The days start at 7:45 a.m. (that’s when McDonough holds a regular meeting in his office), and for the past two weeks they’ve ended between midnight and 2 a.m.
Asked how quickly he plans to chase the coffee with the Red Bull, Keenan replied “that’s for later,” when he needs a boost around 10-11 p.m. His most productive hours, he said, are between 7 p.m. and 2 a.m., when the flood of emails thins to a trickle and there are fewer people, if any, popping into his office.
No, he doesn’t get presidential voice mails at 3 a.m. “He is a night owl, though,” Keenan said. And “I’m not a morning guy.”
Keenan's office walls are covered with mementos, including a Ted Kennedy poster inscribed with a note from the late senator, for whom Keenan used to work. Guests can also spot a photograph of Keenan, dressed as a pirate, talking with Obama.

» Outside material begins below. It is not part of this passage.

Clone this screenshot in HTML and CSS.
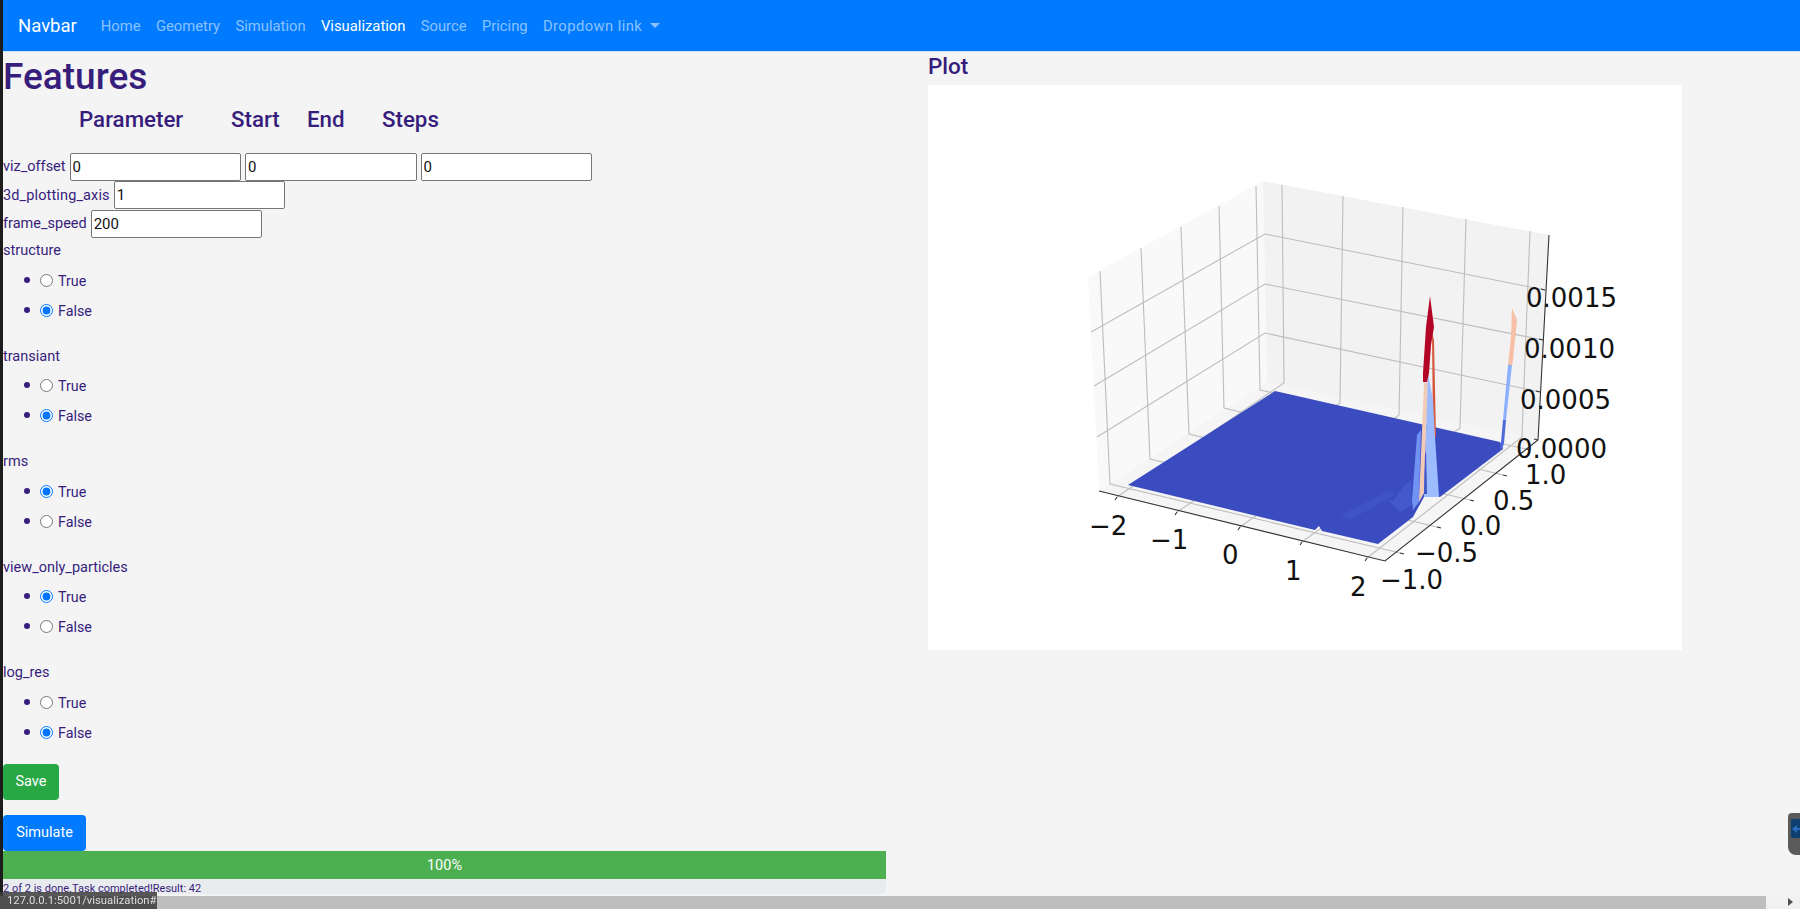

The picture, autographed by the president, was part of Obama’s jokey speech to the 2009 White House Correspondents Dinner.
In a room packed with souvenirs that would make a political junkie drool, what's his favorite? A White House gift shop football signed by members of the 1985 Super Bowl champion Chicago Bears. The space shuttle Challenger tragedy sidetracked their trip to the White House. So Obama invited them to visit in October 2011.
"You try to act pretty cool when important people come around the White House. This was the one day I just threw it out the window," Keenan said.
"Ditka was just the nicest guy," he added. "Mike Ditka could have prevented Barack Obama from becoming president, because he almost ran against him in '04, in Illinois, and he might have won."